Trinity Sunday, Year B
Isaiah 6:1-8
Psalm 29 or Canticle 2 or 13
Romans 8:12-17
John 3:1-17
Almighty and everlasting God, you have given to us your servants grace, by the confession of a true faith, to acknowledge the glory of the eternal Trinity, and in the power of your divine Majesty to worship the Unity: Keep us steadfast in this faith and worship, and bring us at last to see you in your one and eternal glory, O Father; who with the Son and the Holy Spirit live and reign, one God, for ever and ever. Amen.
I’ve never met a preacher these days
who doesn’t worry over what to say on Trinity Sunday. “It’s so complicated!” we
moan. “Almost anything that I say is bound to turn out to be some kind of
heresy.” Throwing all of the complex theological concepts together in one
sentence, Catholic theologian Bernard Lonergan is said to have quipped, “The
Trinity is a matter of five … properties, four relations, three persons, two
processions, one substance … and no understanding.”[1] I
imagine, though, for all of my fretting, the problem for most of us in the
pews, is not how to understand the Trinity in all of its intricate complexity.
I imagine that the issue going through many minds today is instead: Why bother?
What does it matter to my faith how a bunch of theologians try to define God?
Does it change my relationship to Jesus?
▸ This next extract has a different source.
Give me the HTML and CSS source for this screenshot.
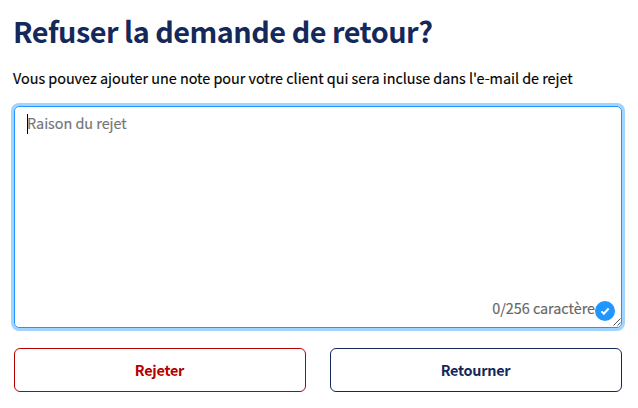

Does it change how I love God and my
neighbor in my everyday life? Why don’t we just sing “Holy, Holy, Holy,” have a
baptism, and go eat cake?
Kids
and kids at heart, maybe you can help us answer that question today. Who knows
the wonderful children’s book, Runaway
Bunny, by Margaret Wise Brown? This classic, first published in 1942, was
one of my children’s favorite books when they were little, and it was one of my
favorite to read to them, too. Here’s how it goes:
Once upon a time there was a little rabbit who wanted to run
away. So he
said to his mom, “I’m going to run
away!”
“If you run away,” answered his mom, I will run after you.
Because you are
my little bunny.”
After that, the story
takes off, page after page, as the rebellious little bunny
dreams up all kinds of whimsical places to
which he can escape, and his mother plays along, dreaming of all the fanciful ways
that she will follow him. He threatens to become a fish and swim away in the
river, until she says that she will become a fisherman and catch him up in her
net, with a carrot for bait. He threatens to become a boulder high on a
mountain peak, a crocus in a hidden garden, a bird with wings, a sailboat on
faraway seas, and then a trapeze artist in the circus. Every time, she counters
with the way in which she will change herself to stay with him. The cute
illustrations show them transformed into their imaginary characters, yet still
looking like rabbits: a sailboat with rabbit-ear sails blown home by a
mama-bunny cloud. A tree shaped like mama rabbit holding out arm-like branches
for her baby-bunny bird.
Finally, out of ideas, the little
bunny huffs, “Then I will become a little boy who runs into a house.”
“If you become a little boy who runs into a house,” answered his mom, “then I will be your mother, and I will take you in my arms and give you a big hug.”
“You know,” said the Little Rabbit, “I would probably just as well stay here and be your little rabbit.”
“If you become a little boy who runs into a house,” answered his mom, “then I will be your mother, and I will take you in my arms and give you a big hug.”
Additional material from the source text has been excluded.